Terrorism: The good, the bad, and the Jew

When al-Qaeda crashed planes into the World Trade Center, did you notice how academics published position papers supporting the Islamic extremist group, and how the local Interfaith Committee commented for the record, "It's our foreign policy, stupid," justifying the taking of some three thousand American lives by the terrorist organization?

Do you remember how progressives waving al-Qaeda flags and wearing Osama bin Laden T-shirts drove through the main commercial areas of cities shouting, "Rape the daughters of American imperialists"?

Do you recall how the war in Afghanistan drew massive demonstrations on college campuses as student organizations tallied each dead civilian as a war crime and called for an immediate investigation by the United Nations?

Reflecting al-Qaeda's propaganda clichés, didn't college students and faculty demand the removal of American troops from sacred Saudi Arabian territory and, echoing Osama bin Laden's words, the return of Andalusia (Muslim Spain) to al-Qaeda because what once belonged to Islam always belongs to Islam?

Remember how groups of pro-al-Qaeda mobs stormed into restaurants with baseball bats, demanding to know who supported the war or if any of the diners had relatives in the military?

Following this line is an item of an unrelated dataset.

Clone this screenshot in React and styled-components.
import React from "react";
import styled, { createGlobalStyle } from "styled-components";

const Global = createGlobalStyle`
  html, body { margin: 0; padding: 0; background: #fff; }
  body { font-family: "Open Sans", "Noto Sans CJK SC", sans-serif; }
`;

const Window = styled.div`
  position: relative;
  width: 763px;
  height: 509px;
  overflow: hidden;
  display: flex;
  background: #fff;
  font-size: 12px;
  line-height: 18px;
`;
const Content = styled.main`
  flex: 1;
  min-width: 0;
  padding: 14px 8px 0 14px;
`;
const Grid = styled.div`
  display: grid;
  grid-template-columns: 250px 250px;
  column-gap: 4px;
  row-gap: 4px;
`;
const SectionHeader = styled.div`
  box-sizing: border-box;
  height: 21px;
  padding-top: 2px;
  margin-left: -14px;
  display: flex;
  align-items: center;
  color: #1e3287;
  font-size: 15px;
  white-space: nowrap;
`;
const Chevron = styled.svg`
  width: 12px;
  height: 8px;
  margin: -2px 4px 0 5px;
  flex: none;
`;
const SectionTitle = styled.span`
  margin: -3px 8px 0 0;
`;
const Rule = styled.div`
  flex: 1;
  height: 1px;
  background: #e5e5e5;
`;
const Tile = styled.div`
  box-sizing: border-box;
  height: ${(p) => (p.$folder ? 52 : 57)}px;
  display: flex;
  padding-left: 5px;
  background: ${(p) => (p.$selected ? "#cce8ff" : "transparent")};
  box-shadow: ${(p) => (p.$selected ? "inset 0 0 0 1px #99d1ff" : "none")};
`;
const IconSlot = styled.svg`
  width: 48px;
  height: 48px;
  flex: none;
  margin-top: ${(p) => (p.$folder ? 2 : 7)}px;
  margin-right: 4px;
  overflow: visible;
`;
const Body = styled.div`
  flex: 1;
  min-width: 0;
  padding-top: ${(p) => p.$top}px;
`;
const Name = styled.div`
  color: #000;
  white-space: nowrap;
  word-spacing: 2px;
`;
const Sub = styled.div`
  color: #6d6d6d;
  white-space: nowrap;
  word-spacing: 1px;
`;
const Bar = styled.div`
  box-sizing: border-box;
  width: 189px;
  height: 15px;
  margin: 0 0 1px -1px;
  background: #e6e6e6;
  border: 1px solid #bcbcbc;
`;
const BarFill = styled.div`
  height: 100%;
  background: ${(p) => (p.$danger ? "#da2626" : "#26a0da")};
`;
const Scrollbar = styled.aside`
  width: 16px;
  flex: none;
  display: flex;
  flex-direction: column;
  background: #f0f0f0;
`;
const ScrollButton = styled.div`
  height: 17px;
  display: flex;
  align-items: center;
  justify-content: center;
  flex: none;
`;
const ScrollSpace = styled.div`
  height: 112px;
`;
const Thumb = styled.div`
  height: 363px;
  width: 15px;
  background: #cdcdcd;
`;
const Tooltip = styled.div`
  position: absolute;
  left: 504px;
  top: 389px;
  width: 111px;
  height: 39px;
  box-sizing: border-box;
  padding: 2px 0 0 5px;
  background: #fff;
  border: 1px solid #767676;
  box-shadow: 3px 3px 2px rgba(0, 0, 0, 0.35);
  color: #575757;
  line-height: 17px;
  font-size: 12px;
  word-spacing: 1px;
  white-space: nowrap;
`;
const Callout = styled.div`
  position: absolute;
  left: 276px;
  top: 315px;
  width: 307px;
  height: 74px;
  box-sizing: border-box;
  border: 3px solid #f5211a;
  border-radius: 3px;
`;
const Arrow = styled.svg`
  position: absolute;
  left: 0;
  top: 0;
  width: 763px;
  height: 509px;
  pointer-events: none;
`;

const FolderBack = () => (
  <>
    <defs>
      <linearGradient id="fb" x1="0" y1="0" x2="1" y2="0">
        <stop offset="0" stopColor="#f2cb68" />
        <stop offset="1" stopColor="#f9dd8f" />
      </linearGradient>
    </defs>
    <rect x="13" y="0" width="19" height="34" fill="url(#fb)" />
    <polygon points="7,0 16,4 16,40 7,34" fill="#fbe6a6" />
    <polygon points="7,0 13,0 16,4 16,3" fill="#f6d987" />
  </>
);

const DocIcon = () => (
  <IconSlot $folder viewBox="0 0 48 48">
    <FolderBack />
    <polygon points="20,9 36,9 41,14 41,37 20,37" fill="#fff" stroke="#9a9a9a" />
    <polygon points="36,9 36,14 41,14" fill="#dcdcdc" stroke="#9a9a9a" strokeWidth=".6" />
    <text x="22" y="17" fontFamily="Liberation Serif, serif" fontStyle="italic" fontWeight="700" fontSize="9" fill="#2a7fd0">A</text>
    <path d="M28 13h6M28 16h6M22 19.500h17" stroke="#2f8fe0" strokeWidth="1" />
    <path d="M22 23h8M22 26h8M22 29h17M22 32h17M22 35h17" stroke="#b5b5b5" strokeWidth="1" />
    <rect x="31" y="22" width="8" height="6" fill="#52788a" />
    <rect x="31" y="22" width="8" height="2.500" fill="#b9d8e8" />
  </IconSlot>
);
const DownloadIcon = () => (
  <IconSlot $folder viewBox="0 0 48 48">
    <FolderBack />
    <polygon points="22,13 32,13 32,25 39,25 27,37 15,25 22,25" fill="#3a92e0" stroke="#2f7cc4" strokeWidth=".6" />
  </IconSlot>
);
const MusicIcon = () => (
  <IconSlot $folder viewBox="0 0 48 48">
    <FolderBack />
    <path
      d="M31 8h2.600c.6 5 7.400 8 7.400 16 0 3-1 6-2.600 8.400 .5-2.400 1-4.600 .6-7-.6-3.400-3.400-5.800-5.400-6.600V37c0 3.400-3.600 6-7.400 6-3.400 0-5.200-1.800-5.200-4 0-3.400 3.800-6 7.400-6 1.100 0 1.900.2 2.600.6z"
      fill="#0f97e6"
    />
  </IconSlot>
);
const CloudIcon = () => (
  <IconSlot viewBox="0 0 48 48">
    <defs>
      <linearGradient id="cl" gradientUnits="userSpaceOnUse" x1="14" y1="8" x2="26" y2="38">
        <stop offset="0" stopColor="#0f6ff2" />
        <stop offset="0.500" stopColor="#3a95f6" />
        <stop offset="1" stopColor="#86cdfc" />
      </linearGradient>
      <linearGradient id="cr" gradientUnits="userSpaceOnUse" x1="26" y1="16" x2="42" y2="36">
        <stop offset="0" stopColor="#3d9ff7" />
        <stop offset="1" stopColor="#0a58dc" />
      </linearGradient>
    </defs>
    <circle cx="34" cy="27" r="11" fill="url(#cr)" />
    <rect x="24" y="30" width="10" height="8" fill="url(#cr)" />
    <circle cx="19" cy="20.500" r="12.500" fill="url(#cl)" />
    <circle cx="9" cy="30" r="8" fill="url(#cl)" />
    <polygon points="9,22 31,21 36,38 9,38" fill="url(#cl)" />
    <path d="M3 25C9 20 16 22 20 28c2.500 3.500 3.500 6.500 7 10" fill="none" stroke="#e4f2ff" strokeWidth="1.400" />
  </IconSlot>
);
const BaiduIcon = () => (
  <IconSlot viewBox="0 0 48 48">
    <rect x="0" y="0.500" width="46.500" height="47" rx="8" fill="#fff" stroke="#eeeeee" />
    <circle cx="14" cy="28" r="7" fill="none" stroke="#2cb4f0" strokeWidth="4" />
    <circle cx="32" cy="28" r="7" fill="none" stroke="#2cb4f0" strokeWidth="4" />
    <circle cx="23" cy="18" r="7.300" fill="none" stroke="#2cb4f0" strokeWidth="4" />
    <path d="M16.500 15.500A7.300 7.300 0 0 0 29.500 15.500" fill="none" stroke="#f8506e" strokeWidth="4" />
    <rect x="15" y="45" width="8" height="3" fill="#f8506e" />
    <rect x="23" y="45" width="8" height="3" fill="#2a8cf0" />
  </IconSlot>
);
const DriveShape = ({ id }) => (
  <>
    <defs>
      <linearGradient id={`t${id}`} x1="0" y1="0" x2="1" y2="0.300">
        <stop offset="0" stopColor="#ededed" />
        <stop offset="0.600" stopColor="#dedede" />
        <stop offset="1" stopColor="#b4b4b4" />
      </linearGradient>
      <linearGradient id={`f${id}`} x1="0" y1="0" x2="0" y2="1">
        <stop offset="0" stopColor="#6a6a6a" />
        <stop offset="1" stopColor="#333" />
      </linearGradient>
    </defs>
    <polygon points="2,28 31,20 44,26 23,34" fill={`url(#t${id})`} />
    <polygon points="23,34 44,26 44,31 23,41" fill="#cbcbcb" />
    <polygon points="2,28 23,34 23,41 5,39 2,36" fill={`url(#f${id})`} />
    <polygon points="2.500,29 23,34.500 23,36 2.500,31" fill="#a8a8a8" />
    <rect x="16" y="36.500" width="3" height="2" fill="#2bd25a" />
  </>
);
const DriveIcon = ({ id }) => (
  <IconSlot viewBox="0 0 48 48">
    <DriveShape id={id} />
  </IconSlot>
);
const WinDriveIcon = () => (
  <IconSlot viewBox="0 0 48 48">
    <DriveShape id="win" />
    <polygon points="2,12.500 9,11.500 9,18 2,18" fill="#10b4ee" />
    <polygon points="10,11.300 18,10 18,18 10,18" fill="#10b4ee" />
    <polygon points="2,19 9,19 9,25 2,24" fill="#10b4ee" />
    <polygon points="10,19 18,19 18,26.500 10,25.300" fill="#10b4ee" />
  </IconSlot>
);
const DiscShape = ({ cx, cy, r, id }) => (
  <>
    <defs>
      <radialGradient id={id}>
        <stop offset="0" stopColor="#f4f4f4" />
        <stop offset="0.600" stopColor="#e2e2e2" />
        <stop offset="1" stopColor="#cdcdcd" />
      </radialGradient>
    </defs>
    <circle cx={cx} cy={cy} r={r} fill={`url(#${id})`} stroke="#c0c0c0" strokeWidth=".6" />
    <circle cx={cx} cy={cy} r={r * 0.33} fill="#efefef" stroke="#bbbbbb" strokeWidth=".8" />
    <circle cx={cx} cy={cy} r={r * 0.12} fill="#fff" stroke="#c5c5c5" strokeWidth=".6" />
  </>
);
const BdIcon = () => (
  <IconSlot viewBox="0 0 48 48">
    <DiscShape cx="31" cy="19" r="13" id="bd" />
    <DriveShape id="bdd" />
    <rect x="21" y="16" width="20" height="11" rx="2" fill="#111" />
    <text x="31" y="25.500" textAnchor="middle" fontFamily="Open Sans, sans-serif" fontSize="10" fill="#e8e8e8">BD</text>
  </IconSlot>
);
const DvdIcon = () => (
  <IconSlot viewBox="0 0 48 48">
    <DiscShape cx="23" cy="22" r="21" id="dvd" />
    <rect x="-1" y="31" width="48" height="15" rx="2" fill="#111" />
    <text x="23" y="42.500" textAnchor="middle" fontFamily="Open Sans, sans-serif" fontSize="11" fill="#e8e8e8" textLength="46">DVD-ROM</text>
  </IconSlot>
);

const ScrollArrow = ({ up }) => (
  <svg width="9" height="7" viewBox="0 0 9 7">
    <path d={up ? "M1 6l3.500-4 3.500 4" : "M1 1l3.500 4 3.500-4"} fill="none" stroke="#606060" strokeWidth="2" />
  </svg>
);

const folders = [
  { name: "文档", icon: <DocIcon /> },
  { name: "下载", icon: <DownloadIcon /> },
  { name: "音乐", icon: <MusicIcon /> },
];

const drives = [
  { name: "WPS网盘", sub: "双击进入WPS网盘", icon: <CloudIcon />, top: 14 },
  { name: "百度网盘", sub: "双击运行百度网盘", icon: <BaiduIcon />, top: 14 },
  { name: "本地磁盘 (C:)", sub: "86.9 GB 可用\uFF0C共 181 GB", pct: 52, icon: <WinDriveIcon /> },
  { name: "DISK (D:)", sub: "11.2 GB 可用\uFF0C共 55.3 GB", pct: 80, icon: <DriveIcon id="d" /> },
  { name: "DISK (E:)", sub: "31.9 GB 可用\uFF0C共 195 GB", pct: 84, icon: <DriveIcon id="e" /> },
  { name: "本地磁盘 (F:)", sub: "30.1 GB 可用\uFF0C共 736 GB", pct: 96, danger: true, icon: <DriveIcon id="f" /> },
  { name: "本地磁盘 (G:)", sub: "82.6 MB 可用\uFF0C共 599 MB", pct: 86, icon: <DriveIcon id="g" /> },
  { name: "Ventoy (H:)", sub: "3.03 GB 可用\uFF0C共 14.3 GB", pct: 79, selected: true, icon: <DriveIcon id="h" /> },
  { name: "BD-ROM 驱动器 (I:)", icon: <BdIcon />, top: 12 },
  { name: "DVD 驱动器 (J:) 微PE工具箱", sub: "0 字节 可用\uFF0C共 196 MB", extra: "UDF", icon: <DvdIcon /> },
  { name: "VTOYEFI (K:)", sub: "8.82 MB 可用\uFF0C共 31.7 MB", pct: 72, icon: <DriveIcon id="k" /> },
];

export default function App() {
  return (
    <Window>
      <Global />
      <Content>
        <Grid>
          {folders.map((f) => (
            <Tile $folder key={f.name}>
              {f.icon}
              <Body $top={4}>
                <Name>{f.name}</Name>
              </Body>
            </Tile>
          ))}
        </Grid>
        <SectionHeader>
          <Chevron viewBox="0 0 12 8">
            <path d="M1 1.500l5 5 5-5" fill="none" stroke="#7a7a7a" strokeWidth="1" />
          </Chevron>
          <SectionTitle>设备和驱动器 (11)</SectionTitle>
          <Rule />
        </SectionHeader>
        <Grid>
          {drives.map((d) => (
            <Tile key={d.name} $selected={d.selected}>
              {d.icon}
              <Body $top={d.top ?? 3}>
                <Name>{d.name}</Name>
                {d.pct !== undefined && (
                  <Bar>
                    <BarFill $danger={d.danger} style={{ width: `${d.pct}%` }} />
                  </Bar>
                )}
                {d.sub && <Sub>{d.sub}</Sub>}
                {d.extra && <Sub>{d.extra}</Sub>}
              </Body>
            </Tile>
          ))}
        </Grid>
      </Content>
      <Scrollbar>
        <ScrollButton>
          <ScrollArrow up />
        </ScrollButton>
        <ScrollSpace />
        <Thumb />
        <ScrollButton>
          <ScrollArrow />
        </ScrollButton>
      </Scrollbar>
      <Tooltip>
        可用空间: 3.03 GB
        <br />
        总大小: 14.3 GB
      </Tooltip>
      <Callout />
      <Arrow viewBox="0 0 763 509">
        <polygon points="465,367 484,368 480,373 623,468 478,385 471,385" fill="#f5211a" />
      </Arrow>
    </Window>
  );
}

A young woman on the Vienna subway was reading a book on the American Constitution when set upon viciously by thugs.  When she complained to the police, they admonished her for reading a book about the Constitution, and since she was Austrian, not American, she had no basis for lodging a complaint for a hate crime.  The police sided with the thugs.  Recall the incident?

Of course you don't remember, because none of these things happened as described.  They did happen, however, if you substitute "Jews" for the victims and "pro-Palestinian thugs" for the al-Qaeda thugs.  The young woman on the Vienna subway was reading a book about Jews, and the Austrian police, having learned nothing from history, refused to deal with her assault.  Just don't read books about Jews, they said.  It's provocative.

So, what are the lessons from the progressive anti-Semitic outbursts in America in response to the war in Gaza, and the thuggery — shades of 1930s Berlin — where Jews were set upon for being Jews?

The message is clear.  Terrorism is odious in all its manifestations unless its targets are Jews, particularly those with the audacity to defend themselves.

Black Lives Matter — purportedly a civil rights group — sides with Hamas, a group designated as terrorist by numerous Muslim countries and even the United States and Russia.  Hamas's reason for existence is the obliteration of Israel and the elimination of Jews.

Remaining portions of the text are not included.